Tolle's broader teaching revolves around the concept of presence—being aware of what is happening right now, as it is, without the mind's interpretive overlay. When you're fully present, the mind quiets. You're not lost in thought about what happened (past) or fear about what might happen (future). You're here, aware, responsive.
In presence, the automatic negative narratives don't fire up as intensely. Not because you're suppressing them, but because your attention is on direct experience rather than on the mind's story about experience. A situation that would normally trigger anxiety is simply met with awareness. You can feel emotions, acknowledge them, and respond appropriately without being swept away by endless mental commentary.
This is why people who practice presence or meditation often appear calmer and more content than those caught in constant mental reactivity. They're not denying difficulty; they're simply not amplifying it with layers of unconscious thought.
How Can You Begin to Change Your Relationship With Unhappiness?
If your unhappiness stems largely from the mind's interpretations rather than from circumstances themselves, then changing your relationship with those interpretations is where freedom begins. This doesn't require positive thinking or forced optimism. It requires honesty about what you're actually experiencing versus what you're thinking about your experience.
The first step is noticing. Without judgment, begin to observe your thoughts when you feel unhappy. What is the situation? What is the story your mind is telling about the situation? These are often different things. A gray day is a weather condition. "A gray day means I should feel depressed" is a thought your mind adds.
The second step is recognizing that thoughts are mental events, not commands or prophecies. You can have the thought without believing it fully or acting on it immediately. This creates space—the gap between impulse and action where conscious choice becomes possible.

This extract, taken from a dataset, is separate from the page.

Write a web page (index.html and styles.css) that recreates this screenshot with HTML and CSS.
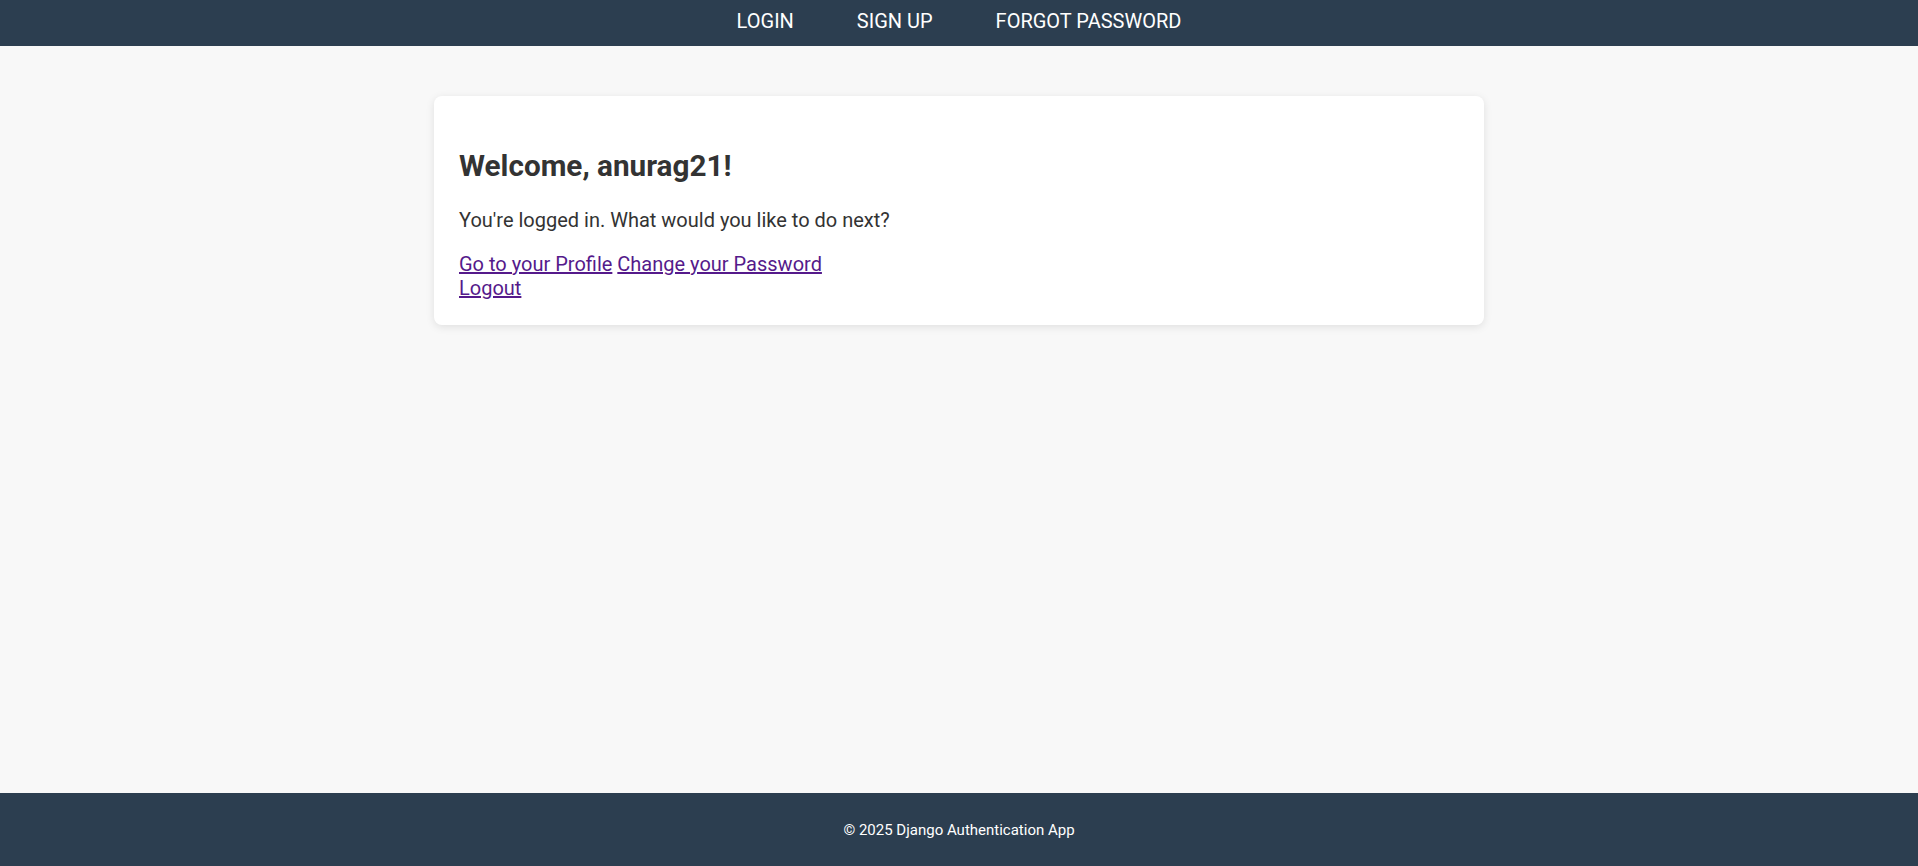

The third step is returning to what's actually true right now. In this moment, what is actually happening? Not what might happen, not what happened yesterday, not what your mind fears—what is here now? Often, this moment is not actually as bad as the thought suggests. You're safe. You're breathing. The situation, while perhaps challenging, is workable.
This simple shift—from being lost in the mind's interpretation to being aware of the present situation—often spontaneously reduces suffering. Not because you're pretending things are fine, but because you've stopped amplifying difficulty with unnecessary mental drama.
Where to Go From Here
Tolle's teaching in this video points toward a practical inquiry you can undertake in your own life. The next time you feel unhappy, pause and ask: What is actually happening right now? What is my mind saying about what is happening? Are these the same thing? Can I feel the situation without fully believing the story? This investigation itself is the beginning of freedom. You don't need to change your circumstances first. You can change your relationship with them, starting now, by bringing awareness to the gap between what is and what your mind insists it means.